═════ Information shown

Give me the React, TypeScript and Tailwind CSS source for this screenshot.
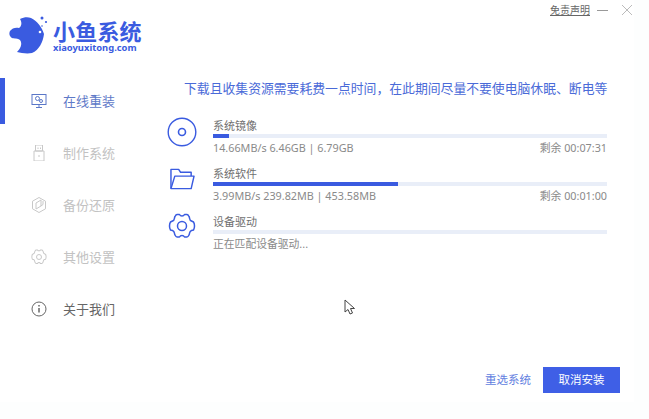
const font = { fontFamily: '"Noto Sans", "Noto Sans CJK SC", sans-serif' };

const gearPath =
  "M9 1.500h2.500c1 2 4 2 5 0H19c1 0 1.500 1 2 2 1 1.500 0 3.500 2.500 4.500l2 1c1 1.500 1 2.500 1 4s0 2.500-1 4l-2 .5c-2.500 1-1.500 3-2.500 4.500-.5 1-1 2-2 2h-2.500c-1-2-4-2-5 0H9c-1 0-1.500-1-2-2-1-1.500 0-3.500-2.500-4.500l-2-.5c-1-1.500-1-2.500-1-4s0-2.500 1-4l2-1C7 7 6 5 7 3.500c.5-1 1-2 2-2z";

function Fish() {
  return (
    <svg width="40" height="40" viewBox="0 0 40 40" className="shrink-0">
      <path
        fill="#3a5be0"
        d="M11 5 C15 3 19 3 22 4 C28 7 33 13 35 20 C34 28 30 36 23 39 C18 40 12 39 8 38 C11 35 14 30 11 26 C9 24 5 25 3 24 C0 22 0 19 1 17 C3 14 7 13 10 14 C13 12 13 8 11 5 Z"
      />
      <circle cx="31" cy="18" r="1.300" fill="#fff" />
      <circle cx="33" cy="4" r="1.500" fill="#3a5be0" />
      <circle cx="37" cy="8" r="1.100" fill="#3a5be0" />
      <circle cx="33" cy="12" r="0.800" fill="#3a5be0" />
    </svg>
  );
}

function NavIcon({ kind, color }: { kind: string; color: string }) {
  return (
    <svg width="16" height="16" viewBox="0 0 16 16" fill="none" stroke={color} strokeWidth="1">
      {kind === "screen" && (
        <>
          <rect x="1" y="1.500" width="14" height="10" />
          <circle cx="6.500" cy="5.500" r="2" />
          <circle cx="10" cy="8" r="1.500" />
          <path d="M8 11.500v3M5 14.500h6" />
        </>
      )}
      {kind === "usb" && (
        <>
          <path d="M4.500 0h7v6h-7z" />
          <path d="M3 6h10v10H3z" />
          <path d="M7 2.500v1.500M9.500 2.500v1.500M8 10v2" />
        </>
      )}
      {kind === "box" && (
        <>
          <path d="M8 .500l6.500 3.700v7.600L8 15.500l-6.500-3.700V4.200z" />
          <path d="M5 6l5-3v6l-5 3zM10 9l2-1.500V4" />
        </>
      )}
      {kind === "gear" && (
        <>
          <g transform="scale(0.57 0.6)" strokeWidth="1.700">
            <path d={gearPath} />
          </g>
          <circle cx="8" cy="8" r="2.500" />
        </>
      )}
      {kind === "info" && (
        <>
          <circle cx="8" cy="8" r="7" />
          <path d="M8 7v4.500" strokeWidth="1.500" />
          <path d="M8 4v1.500" strokeWidth="1.500" />
        </>
      )}
    </svg>
  );
}

function NavItem({ icon, label, iconColor, textColor, active }: { icon: string; label: string; iconColor: string; textColor: string; active?: boolean }) {
  return (
    <div className="relative flex h-[52px] items-center gap-[16px] pl-[31px]">
      {active && <div className="absolute top-[3px] left-0 h-[46px] w-[5px] bg-[#3a5be0]" />}
      <NavIcon kind={icon} color={iconColor} />
      <span className="text-[13px] leading-none" style={{ color: textColor }}>
        {label}
      </span>
    </div>
  );
}

function Disc() {
  return (
    <svg width="30" height="30" viewBox="0 0 30 30" fill="none" stroke="#3a5be0">
      <circle cx="15" cy="15" r="13.800" strokeWidth="1.400" />
      <circle cx="15" cy="15" r="3.500" strokeWidth="1.600" />
    </svg>
  );
}

function Folder() {
  return (
    <svg width="25" height="22" viewBox="0 0 26 22" fill="none" stroke="#3a5be0" strokeWidth="1.500" strokeLinejoin="round" className="mt-[3px] ml-[3px]">
      <path d="M1 21V1h8l2 3h11v4" />
      <path d="M1 21L5 8h20l-3 13z" />
    </svg>
  );
}

function Gear() {
  return (
    <svg width="28" height="26" viewBox="0 0 28 26" fill="none" stroke="#3a5be0" strokeWidth="1.500" strokeLinejoin="round" className="ml-[1px]">
      <path d={gearPath} />
      <circle cx="14" cy="13" r="4.500" />
    </svg>
  );
}

function Task({ icon, title, percent, meta, remain }: { icon: React.ReactNode; title: string; percent: number; meta: string; remain?: string }) {
  return (
    <div className="flex h-[48px] items-start">
      <div className="flex h-[48px] w-[46px] items-start">{icon}</div>
      <div className="flex w-[394px] flex-col">
        <div className="h-[16px] text-[11px] leading-[18px] text-[#6f6f6f]">{title}</div>
        <div className="mt-[1px] h-[4px] bg-[#e9eef8]">
          <div className="h-full bg-[#3a5be0]" style={{ width: `${percent}%` }} />
        </div>
        <div className="mt-[2px] flex justify-between text-[10.800px] leading-[16px] text-[#8a8a8a]">
          <span>{meta}</span>
          {remain && <span>{remain}</span>}
        </div>
      </div>
    </div>
  );
}

export default function App() {
  return (
    <div className="h-[419px] w-[649px] overflow-hidden bg-[#fdfefe]" style={font}>
      <div className="relative flex h-[402px] w-[634px] flex-col bg-white">
        {/* Header */}
        <div className="flex h-[74px] items-start justify-between">
          <div className="flex items-start gap-[4px] pt-[14px] pl-[9px]">
            <Fish />
            <div className="flex flex-col pt-[6px]">
              <span className="text-[22px] leading-[22px] font-bold tracking-[0.2px] text-[#3a5be0]">小鱼系统</span>
              <span className="mt-[1px] text-[9.400px] leading-[10px] font-bold text-[#3a5be0]">xiaoyuxitong.com</span>
            </div>
          </div>
          <div className="flex items-center pt-[3px] pr-[2px]">
            <span className="text-[10px] leading-[14px] text-[#666] underline">免责声明</span>
            <div className="ml-[7px] h-[1px] w-[11px] bg-[#999]" />
            <svg width="10" height="10" viewBox="0 0 10 10" className="ml-[14px]" stroke="#aaa" strokeWidth="0.8">
              <path d="M0 0l10 10M10 0L0 10" />
            </svg>
          </div>
        </div>

        <div className="flex flex-1">
          {/* Sidebar */}
          <div className="w-[167px] shrink-0 pt-[1px]">
            <NavItem icon="screen" label="在线重装" iconColor="#5a77c8" textColor="#5f7ac8" active />
            <NavItem icon="usb" label="制作系统" iconColor="#c8c8c8" textColor="#c2c2c2" />
            <NavItem icon="box" label="备份还原" iconColor="#c8c8c8" textColor="#c2c2c2" />
            <NavItem icon="gear" label="其他设置" iconColor="#c8c8c8" textColor="#c2c2c2" />
            <NavItem icon="info" label="关于我们" iconColor="#666" textColor="#666" />
          </div>

          {/* Main */}
          <div className="flex flex-1 flex-col">
            <div className="mt-[4px] pl-[17px] text-[12.830px] leading-[20px] whitespace-nowrap text-[#4a6ad8]">
              下载且收集资源需要耗费一点时间，在此期间尽量不要使电脑休眠、断电等
            </div>
            <div className="mt-[19px] flex flex-col">
              <Task icon={<Disc />} title="系统镜像" percent={4} meta="14.66MB/s 6.46GB | 6.79GB" remain="剩余 00:07:31" />
              <Task icon={<Folder />} title="系统软件" percent={47} meta="3.99MB/s 239.82MB | 453.58MB" remain="剩余 00:01:00" />
              <Task icon={<Gear />} title="设备驱动" percent={0} meta="正在匹配设备驱动..." />
            </div>
            <div className="mt-auto mb-[9px] flex items-center justify-end pr-[14px]">
              <span className="mr-[12px] text-[11.500px] text-[#5f7ee0]">重选系统</span>
              <div className="flex h-[26px] w-[77px] items-center justify-center bg-[#3f5fe6] text-[11.500px] text-white">取消安装</div>
            </div>
          </div>
        </div>

        {/* Mouse pointer captured in the shot */}
        <svg width="12" height="17" viewBox="0 0 12 17" className="absolute top-[299px] left-[344px]" fill="#fff" stroke="#444" strokeWidth="1">
          <path d="M1 1v12l3-2.500 2 4.500 2.500-1-2-4.500h4z" />
        </svg>
      </div>
    </div>
  );
}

══════════

* **Problem to solve**
In the data above, count the lines where the word "React" appears; reply with the number only.

* **Solution for this problem**
2